Sadly, I'm over here on the West Coast of Canada, so we won't really be able to see much; however, there's another eclipse coming on August 28, 2007, where we'll get the best view. I can be patient.

Original Source: Jodrell Bank University News Release

Construction for the New Soyuz Launch Facility Begins

Artist impression of a Soyuz launch. Image credit: ESA.
February 28th, 2007: Artist impression of a Soyuz launch. Image credit: ESA.

Workers broke ground this week on a new construction site at the European Space Agency's new Soyuz launch base in French Guiana. Currently, Soyuz rockets only blast off from the Baikonur Cosmodrome in Kazakhstan. But at the end of 2008, the rockets will roar from this facility as well.

ESA chose to bring Soyuz rockets to the French Guiana facility because it's close to the equator. Rockets launched from the equator get an additional speed boost from the Earth's rotation, and so they can carry heavier loads into orbit.

To help tie the facility back to Soyuz's origins, an original stone from the launch pad where Yuri Gagarin became the first human into space was brought over from Kazakhstan keep at the new facility.

Original Source: ESA News Release

A Solution for the black hole Information Paradox?

Illustration of a black hole. Image credit: Gallery of Tempolimit Lichtgeschwindigkeit.
February 28th, 2007: Illustration of a black hole. Image credit: Gallery of Tempolimit Lichtgeschwindigkeit.

One of the mysteries that has puzzled physicists has to do with black holes. When information goes into a black hole, is it completely destroyed, or is it maintained in some form? Physicist Stephen Hawking believes that black holes will evaporate over long periods of time, slowly releasing featureless particles. Whatever information went into the black hole would then be destroyed.

But new research for the University of York and Sainik School in India have developed a new experiment that might help shed light on this mystery. They found that if information at a quantum level appears to be destroyed, it's actually hiding, and can show up somewhere else.

Instead of completely destroying the information, there would remain some kind of connection between the evaporated particles and the black hole's internal state.

Original Source: University of York News Release

New Horizons Gets a gravity Boost From Jupiter

Jupiter. Image credit: NASA/JPL/JHUAPL.
February 28th, 2007: Jupiter. Image credit: NASA/JPL/JHUAPL.

NASA's New Horizons spacecraft got a big speed boost today, when it used Jupiter's gravity to give it a slingshot towards its final destination of Pluto. It didn't exactly skim the planet's surface, but New Horizons got as close as 2.3 million kilometers (1.4 million miles) to Jupiter.
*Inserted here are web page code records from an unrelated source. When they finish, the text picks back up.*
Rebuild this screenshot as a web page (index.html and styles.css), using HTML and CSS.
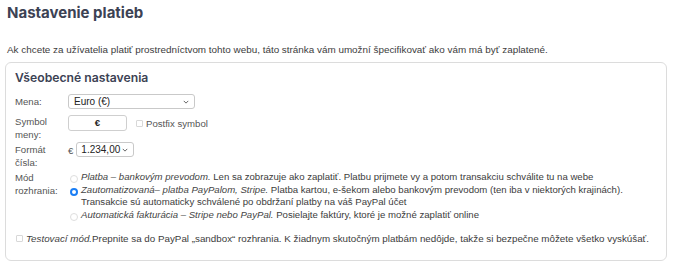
FILE: index.html
```html
<!DOCTYPE html>
<html lang="sk">
<head>
<meta charset="utf-8">
<title>Nastavenie platieb</title>
<link rel="stylesheet" href="styles.css">
</head>
<body>
<h1 class="page-title">Nastavenie platieb</h1>
<p class="intro">Ak chcete za užívatelia platiť prostredníctvom tohto webu, táto stránka vám umožní špecifikovať ako vám má byť zaplatené.</p>
<section class="box">
  <h2 class="box-title">Všeobecné nastavenia</h2>
  <div class="form">
    <div class="row row-single">
      <div class="lbl">Mena:</div>
      <div class="ctl">
        <div class="select select-currency"><span>Euro (€)</span><svg class="chev" viewBox="0 0 8 5"><path d="M1 1l3 3 3-3" fill="none" stroke="#555" stroke-width="1.2"/></svg></div>
      </div>
    </div>
    <div class="row">
      <div class="lbl">Symbol<br>meny:</div>
      <div class="ctl">
        <div class="input-symbol">€</div>
        <span class="check"></span><span class="muted">Postfix symbol</span>
      </div>
    </div>
    <div class="row">
      <div class="lbl">Formát<br>čísla:</div>
      <div class="ctl">
        <span class="cur">€</span>
        <div class="select select-format"><span>1.234,00</span><svg class="chev" viewBox="0 0 8 5"><path d="M1 1l3 3 3-3" fill="none" stroke="#555" stroke-width="1.2"/></svg></div>
      </div>
    </div>
    <div class="row">
      <div class="lbl">Mód<br>rozhrania:</div>
      <div class="radios">
        <div class="opt"><span class="radio"></span><div><em>Platba – bankovým prevodom.</em> Len sa zobrazuje ako zaplatiť. Platbu prijmete vy a potom transakciu schválite tu na webe</div></div>
        <div class="opt"><span class="radio on"></span><div><em>Zautomatizovaná– platba PayPalom, Stripe.</em> Platba kartou, e-šekom alebo bankovým prevodom (ten iba v niektorých krajinách).<br>Transakcie sú automaticky schválené po obdržaní platby na váš PayPal účet</div></div>
        <div class="opt"><span class="radio"></span><div><em>Automatická fakturácia – Stripe nebo PayPal.</em> Posielajte faktúry, ktoré je možné zaplatiť online</div></div>
      </div>
    </div>
  </div>
  <div class="test"><span class="check"></span><span class="test-text"><em>Testovací mód.</em>Prepnite sa do PayPal „sandbox“ rozhrania. K žiadnym skutočným platbám nedôjde, takže si bezpečne môžete všetko vyskúšať.</span></div>
</section>
</body>
</html>
```
FILE: styles.css
```css
body {
  margin: 0;
  padding: 0 11px 0 5px;
  font-family: "Liberation Sans", Arial, sans-serif;
  font-size: 9.6px;
  color: #3c3c3c;
  background: #fff;
}
.page-title {
  margin: 0;
  padding: 4px 0 0 2px;
  font-family: Inter, "Liberation Sans", sans-serif;
  font-size: 15px;
  font-weight: 700;
  color: #3c4254;
  line-height: 18px;
}
.intro {
  margin: 21px 0 0 2px;
  line-height: 13px;
  font-size: 9.9px;
  color: #3c3c3c;
}
.box {
  margin-top: 6px;
  height: 199px;
  box-sizing: border-box;
  border: 1px solid #dcdcdc;
  border-radius: 6px;
  padding: 6px 10px 0 9px;
}
.box-title {
  margin: 0;
  font-family: Inter, "Liberation Sans", sans-serif;
  font-size: 12.2px;
  font-weight: 600;
  color: #3c4254;
  line-height: 18px;
}
.form {
  margin-top: 8px;
  display: flex;
  flex-direction: column;
  gap: 2px;
}
.row {
  display: flex;
  align-items: flex-start;
}
.row-single { height: 18px; }
.lbl {
  width: 53px;
  flex: none;
  line-height: 13px;
  color: #555;
}
.ctl {
  display: flex;
  align-items: center;
}
.select {
  box-sizing: border-box;
  height: 15px;
  border: 1px solid #c9c9c9;
  border-radius: 3px;
  background: #fff;
  display: flex;
  align-items: center;
  justify-content: space-between;
  padding: 0 5px;
  color: #222;
  font-size: 10px;
  margin-top: -1px;
}
.select-currency { width: 127px; }
.select-format { width: 58px; font-size: 10px; padding: 0 5px 0 4px; }
.chev { width: 6px; height: 4px; flex: none; }
.input-symbol {
  box-sizing: border-box;
  width: 59px;
  height: 16px;
  border: 1px solid #cfcfcf;
  border-radius: 3px;
  text-align: center;
  line-height: 14px;
  color: #222;
  font-weight: 700;
}
.check {
  display: inline-block;
  flex: none;
  width: 5px;
  height: 5px;
  border: 1px solid #d8d8d8;
  border-radius: 1px;
  margin: 0 3px 0 9px;
}
.muted { color: #555; }
.cur { color: #555; margin-right: 3px; }
.radios {
  display: flex;
  flex-direction: column;
  line-height: 12.7px;
  color: #3c3c3c;
}
.opt {
  display: flex;
  align-items: flex-start;
}
.radio {
  flex: none;
  width: 6px;
  height: 6px;
  border: 1px solid #dedede;
  border-radius: 50%;
  margin: 4px 3px 0 2px;
}
.radio.on {
  border: 2px solid #1a7ef5;
  width: 4px;
  height: 4px;
  background: #fff;
}
em { font-style: italic; color: #444; }
.test {
  margin-top: 10px;
  display: flex;
  align-items: center;
  line-height: 13px;
  font-size: 9.8px;
  white-space: nowrap;
}
.test .check { margin: 0 3px 0 1px; }
```
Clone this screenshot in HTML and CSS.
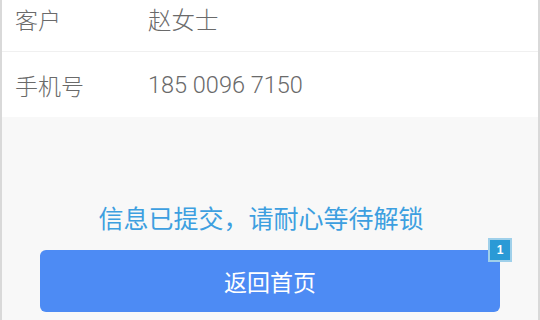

Apart from the speed boost, this was an opportunity to do a little science as well. New Horizons took the opportunity to analyze several of Jupiter's moons, as well as the planet itself as it swept past. During its closest approach, New Horizons as out of contact with Earth, so it had to gather all its scientific data automatically. The spacecraft will make more than 700 science observations of Jupiter during the encounter; 50% of those were taken just on the day of the flyby.

As part of the maneuver, New Horizons gained 14,000 km/hour velocity (9,000 mph) from Jupiter's gravity, putting it on track to reach Pluto in 2015.

Original Source: New Horizons News Release

Hail Damages Space Shuttle Atlantis, Delays Launch

Hail damage on the shuttle. Image credit: NASA.
February 28th, 2007: Hail damage on the shuttle. Image credit: NASA.

A hail storm pounded the Space Shuttle Atlantis on Tuesday, chewing up foam at the top of the shuttle's external fuel tank. The damage was so significant that managers decided to delay the shuttle's launch until the damage can be repaired.

Atlantis was originally supposed to launch as early as March 15, but the golf ball-sized hail has helped push that back - workers found 1-2,000 divots in the foam, and several damaged heat tiles on the Shuttle's left wing.

The shuttle was rolled back from the launch pad to the Vehicle Assembly Building, to analyze the damage and begin repairs. Managers are currently hoping for a launch date starting as early as April 22.